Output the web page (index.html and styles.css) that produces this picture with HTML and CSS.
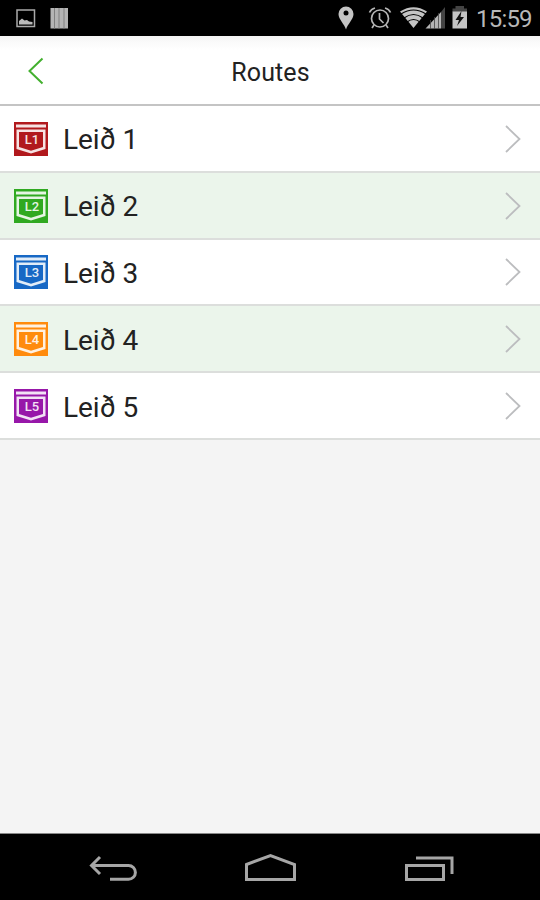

--

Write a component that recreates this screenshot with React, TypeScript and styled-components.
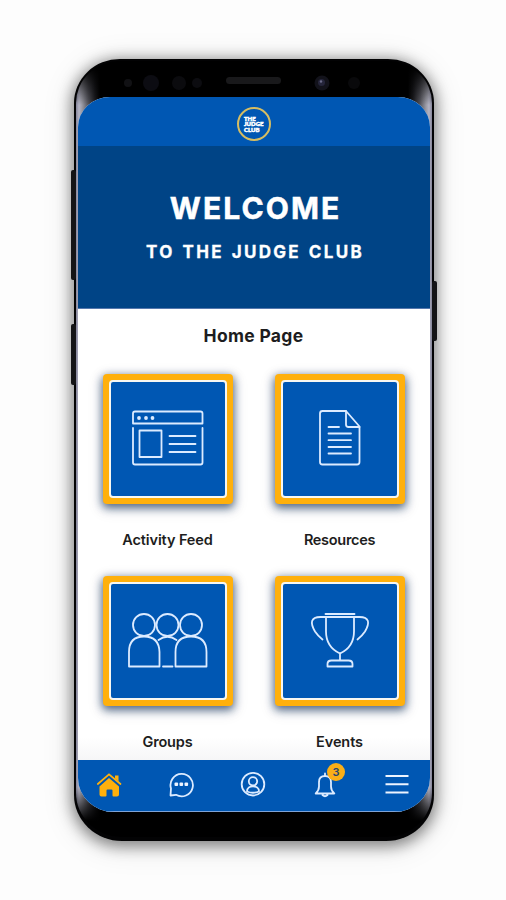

* * *

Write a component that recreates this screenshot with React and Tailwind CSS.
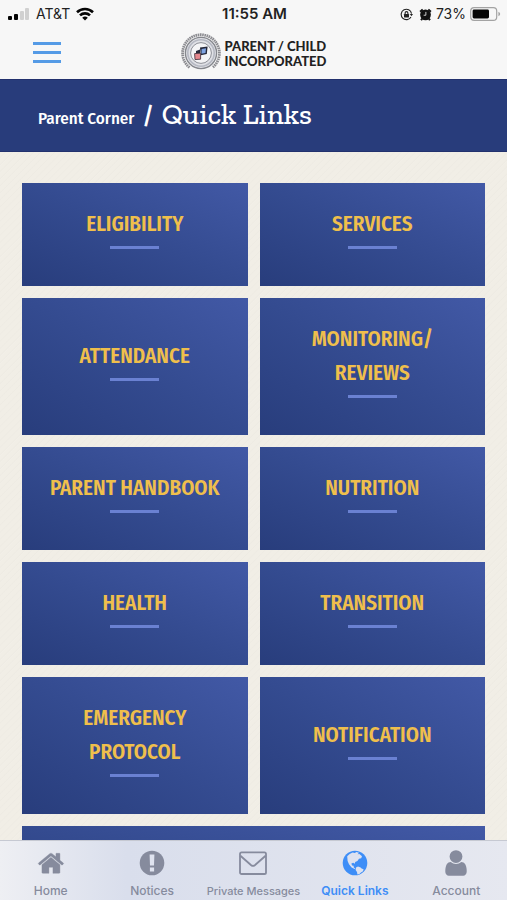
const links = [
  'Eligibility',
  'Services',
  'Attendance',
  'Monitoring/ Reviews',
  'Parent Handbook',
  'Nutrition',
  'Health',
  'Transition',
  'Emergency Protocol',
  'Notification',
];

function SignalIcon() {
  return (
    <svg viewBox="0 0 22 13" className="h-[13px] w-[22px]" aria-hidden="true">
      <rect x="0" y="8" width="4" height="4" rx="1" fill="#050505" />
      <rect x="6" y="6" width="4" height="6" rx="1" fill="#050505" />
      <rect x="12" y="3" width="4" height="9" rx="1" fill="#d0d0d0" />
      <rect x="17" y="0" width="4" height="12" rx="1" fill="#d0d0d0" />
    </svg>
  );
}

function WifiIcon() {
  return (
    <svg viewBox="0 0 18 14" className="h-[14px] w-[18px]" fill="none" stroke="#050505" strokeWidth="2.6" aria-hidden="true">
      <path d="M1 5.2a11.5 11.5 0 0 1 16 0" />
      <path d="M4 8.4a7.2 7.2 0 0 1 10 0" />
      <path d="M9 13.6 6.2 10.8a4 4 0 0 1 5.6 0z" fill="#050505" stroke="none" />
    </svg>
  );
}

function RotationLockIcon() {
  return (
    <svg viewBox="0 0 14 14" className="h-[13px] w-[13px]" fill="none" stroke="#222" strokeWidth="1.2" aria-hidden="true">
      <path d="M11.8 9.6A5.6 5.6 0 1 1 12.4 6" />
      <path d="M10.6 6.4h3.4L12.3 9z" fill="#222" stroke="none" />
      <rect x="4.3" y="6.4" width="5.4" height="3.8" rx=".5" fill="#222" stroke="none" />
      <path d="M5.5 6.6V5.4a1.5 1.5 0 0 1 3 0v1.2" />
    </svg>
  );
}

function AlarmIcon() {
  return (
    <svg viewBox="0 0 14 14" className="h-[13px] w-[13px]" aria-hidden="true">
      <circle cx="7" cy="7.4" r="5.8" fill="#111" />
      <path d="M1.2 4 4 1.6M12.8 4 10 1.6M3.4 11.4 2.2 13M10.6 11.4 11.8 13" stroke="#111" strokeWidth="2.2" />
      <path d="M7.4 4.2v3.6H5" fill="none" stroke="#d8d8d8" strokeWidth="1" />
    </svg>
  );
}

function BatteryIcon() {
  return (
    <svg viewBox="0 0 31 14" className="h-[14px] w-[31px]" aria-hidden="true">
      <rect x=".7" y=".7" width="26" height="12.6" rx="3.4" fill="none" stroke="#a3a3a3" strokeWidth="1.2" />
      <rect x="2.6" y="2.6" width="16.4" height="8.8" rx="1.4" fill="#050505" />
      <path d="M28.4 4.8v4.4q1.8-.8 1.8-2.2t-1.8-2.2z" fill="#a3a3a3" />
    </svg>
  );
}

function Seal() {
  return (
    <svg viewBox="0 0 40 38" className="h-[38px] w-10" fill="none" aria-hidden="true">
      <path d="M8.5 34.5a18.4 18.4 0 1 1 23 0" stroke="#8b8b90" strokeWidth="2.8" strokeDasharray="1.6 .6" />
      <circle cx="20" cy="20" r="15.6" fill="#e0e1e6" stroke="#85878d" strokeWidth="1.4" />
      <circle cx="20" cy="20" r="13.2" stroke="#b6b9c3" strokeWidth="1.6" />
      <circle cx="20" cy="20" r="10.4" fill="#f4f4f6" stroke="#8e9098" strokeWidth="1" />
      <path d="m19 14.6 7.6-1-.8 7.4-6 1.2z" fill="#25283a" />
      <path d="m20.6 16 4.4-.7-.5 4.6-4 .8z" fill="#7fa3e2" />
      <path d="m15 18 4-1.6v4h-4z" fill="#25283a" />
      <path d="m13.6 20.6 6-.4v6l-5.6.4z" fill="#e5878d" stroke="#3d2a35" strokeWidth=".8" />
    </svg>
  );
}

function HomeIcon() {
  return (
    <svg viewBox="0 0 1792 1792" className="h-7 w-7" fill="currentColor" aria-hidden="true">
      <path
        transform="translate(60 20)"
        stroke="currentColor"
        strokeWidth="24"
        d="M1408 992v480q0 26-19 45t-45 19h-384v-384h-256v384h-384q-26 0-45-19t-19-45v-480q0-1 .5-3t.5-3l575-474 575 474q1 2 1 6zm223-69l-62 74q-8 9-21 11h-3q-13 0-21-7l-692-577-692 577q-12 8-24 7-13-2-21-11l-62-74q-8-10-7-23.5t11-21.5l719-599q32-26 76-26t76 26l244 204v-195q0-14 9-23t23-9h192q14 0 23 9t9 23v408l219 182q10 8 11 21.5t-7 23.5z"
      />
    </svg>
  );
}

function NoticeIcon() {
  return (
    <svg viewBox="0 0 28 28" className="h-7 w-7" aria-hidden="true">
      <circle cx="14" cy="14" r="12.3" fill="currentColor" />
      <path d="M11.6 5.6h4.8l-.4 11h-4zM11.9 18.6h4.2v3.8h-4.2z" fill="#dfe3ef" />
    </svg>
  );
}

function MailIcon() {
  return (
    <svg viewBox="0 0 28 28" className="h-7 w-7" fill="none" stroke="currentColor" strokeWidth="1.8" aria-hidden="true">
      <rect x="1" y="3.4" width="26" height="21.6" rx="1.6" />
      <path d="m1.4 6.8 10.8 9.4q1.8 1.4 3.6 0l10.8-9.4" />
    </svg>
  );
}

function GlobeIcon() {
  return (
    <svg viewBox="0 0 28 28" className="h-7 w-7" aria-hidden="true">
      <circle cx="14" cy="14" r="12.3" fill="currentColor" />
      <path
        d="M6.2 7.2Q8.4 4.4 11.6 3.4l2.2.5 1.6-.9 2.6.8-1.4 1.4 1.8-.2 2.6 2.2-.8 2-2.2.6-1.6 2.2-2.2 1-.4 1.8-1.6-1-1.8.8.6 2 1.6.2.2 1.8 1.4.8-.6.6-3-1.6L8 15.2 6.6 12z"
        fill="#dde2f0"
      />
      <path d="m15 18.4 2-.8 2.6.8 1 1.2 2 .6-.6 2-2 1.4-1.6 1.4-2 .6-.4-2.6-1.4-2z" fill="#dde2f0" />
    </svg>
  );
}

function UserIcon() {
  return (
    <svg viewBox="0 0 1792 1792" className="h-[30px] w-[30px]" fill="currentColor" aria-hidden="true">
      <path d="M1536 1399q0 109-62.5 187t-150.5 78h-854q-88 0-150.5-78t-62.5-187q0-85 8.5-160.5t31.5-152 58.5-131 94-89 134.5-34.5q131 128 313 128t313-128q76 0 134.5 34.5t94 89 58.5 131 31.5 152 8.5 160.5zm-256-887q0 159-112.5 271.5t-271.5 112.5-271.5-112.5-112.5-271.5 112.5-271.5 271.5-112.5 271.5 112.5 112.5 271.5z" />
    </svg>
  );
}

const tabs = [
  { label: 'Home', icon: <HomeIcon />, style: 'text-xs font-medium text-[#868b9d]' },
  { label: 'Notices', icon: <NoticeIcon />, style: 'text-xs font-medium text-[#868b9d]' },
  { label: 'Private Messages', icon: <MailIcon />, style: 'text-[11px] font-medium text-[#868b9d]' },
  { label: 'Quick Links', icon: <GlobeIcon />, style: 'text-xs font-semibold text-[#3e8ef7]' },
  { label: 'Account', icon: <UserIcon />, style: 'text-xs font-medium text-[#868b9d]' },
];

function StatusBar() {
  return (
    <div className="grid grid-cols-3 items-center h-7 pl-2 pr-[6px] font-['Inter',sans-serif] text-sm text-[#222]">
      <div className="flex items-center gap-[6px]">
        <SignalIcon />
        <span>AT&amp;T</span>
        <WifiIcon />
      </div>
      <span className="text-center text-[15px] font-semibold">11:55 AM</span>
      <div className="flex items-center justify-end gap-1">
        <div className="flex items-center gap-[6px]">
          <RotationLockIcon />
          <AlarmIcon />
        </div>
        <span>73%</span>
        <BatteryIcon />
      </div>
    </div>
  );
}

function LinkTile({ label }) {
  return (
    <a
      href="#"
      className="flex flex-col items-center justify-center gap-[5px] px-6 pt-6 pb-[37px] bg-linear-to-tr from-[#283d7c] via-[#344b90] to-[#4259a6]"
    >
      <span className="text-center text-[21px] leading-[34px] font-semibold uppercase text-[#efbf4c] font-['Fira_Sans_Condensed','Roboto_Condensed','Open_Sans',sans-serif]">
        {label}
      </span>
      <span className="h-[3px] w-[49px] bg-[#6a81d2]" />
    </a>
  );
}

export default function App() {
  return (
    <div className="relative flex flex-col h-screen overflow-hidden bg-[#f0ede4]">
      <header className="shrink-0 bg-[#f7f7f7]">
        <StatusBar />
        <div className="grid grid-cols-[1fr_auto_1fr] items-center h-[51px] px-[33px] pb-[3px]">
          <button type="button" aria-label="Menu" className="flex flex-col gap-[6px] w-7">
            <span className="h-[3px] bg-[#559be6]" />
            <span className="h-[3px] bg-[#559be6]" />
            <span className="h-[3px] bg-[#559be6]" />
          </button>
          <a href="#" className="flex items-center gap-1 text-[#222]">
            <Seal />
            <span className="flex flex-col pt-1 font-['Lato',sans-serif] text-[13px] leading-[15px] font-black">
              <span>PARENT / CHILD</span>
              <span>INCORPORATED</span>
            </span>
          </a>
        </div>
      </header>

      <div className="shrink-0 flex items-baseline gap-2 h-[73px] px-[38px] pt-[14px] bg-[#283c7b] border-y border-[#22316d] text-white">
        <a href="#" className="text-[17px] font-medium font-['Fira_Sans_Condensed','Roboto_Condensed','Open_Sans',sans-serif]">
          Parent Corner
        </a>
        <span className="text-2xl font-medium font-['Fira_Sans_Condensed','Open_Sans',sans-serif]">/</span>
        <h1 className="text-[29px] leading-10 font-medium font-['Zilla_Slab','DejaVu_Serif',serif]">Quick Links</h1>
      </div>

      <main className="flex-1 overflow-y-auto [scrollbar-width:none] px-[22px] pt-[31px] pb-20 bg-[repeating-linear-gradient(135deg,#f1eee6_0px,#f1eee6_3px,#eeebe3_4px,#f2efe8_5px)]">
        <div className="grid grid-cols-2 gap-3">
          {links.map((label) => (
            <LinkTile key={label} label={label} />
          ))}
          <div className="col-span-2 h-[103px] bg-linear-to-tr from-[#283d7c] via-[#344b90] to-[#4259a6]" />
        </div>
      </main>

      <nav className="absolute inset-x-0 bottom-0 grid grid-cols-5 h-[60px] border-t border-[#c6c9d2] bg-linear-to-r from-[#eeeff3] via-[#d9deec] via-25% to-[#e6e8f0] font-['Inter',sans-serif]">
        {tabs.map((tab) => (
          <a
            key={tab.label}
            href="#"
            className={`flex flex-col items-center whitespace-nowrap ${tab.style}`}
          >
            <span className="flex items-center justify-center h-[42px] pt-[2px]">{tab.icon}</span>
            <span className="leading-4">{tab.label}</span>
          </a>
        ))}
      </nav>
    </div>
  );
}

Stated goal: Report all lines of the data that include the word "component".

Solution to this task:
Write a component that recreates this screenshot with React, TypeScript and styled-components.
Write a component that recreates this screenshot with React and Tailwind CSS.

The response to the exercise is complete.